The insurrection in Venice had not been commenced by the aristocracy, but by the democracy. It broke out in the towns of Brescia and Bergamo, and the senate, in its turn, raised the mountaineers and the anti-revolutionary peasants, who proceeded to every species of atrocity: their watchword being “Death to Frenchmen and Jacobins.” On Easter Monday more than four hundred Frenchmen are said to have been massacred at Verona. But the knell of Venice itself was rung. Napoleon having made peace at Leoben, brought his cannon to the edge of the lagoons, and the panic-stricken senate and cowardly doge, passed a decree to dissolve their ancient constitution, and to establish a species of democracy. Venice fell after a political existence of more than one thousand years. The aristocracy of Genoa, also, succumbed to the same storm; but they were permitted to retain an independent government, under the name of “the Ligurian republic.”
The definitive treaty between the Emperor of Austria and the French republic was signed on the 17th of October, at Campio Formio, near Udina. Its conditions were somewhat different from those of the first treaty: Austria, in recompense for the Netherlands, receiving the Venetian provinces to the Adige, and not to the Oglio; and Mantua being retained by the French. In return for these possessions, France obtained the Netherlands; the Greek islands belonging to Venice in the Adriatic; an acknowledgment of the Cisalpine republic; and an indemnification for the Duke of Modena in Brisgau. Some secret conditions were annexed to this treaty; and it was agreed that a congress should be held at Radstadt, for settling the peace of the empire.

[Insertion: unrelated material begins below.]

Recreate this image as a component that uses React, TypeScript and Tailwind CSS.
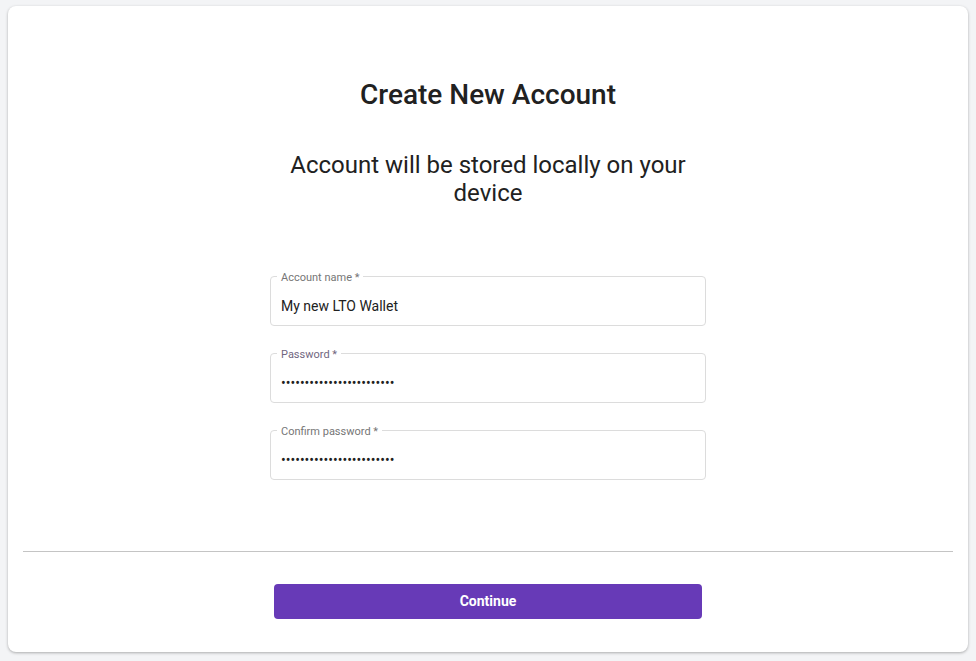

By these victories France remained in possession of Savoy, Nice, Avignon, and Belgium. She was also mistress of Italy and Holland, and could reckon on the dependence of the German empire, owing to the cession of the left bank of the Rhine. The German empire, abandoned by Austria, likewise was at her mercy, and tremblingly expected its fate; while the government of the church and the kingdom of Naples were tottering to their very foundations. Spain, moreover, with all its resources, was wholly in the hands of the French. England now stood alone in the contest; and though she remained mistress of the ocean, it was deemed advisable to renew pacific negociations with France. Lord Malmesbury was again sent on this mission; and the city of Lisle was fixed on by the directory for a conference. But the directory were not inclined for peace; after continuing at Lisle until September, exchanging useless notes and receiving many insults, Lord Malmesbury was ordered to quit the place within four and twenty hours. It was demanded by the French negotiators that the Cape of Good Hope, and every island or settlement, French, Dutch, or Spanish, in the possession of Great Britain, should be given up without receiving any compensation. Such terms as these were incompatible with the nation’s interests and safety; whence the failure of this mission. Moreover, there was a belief existing in France that England was on the verge of ruin; and the directory fondly imagined that they would one day triumph over her as they had done over the nations on the Continent.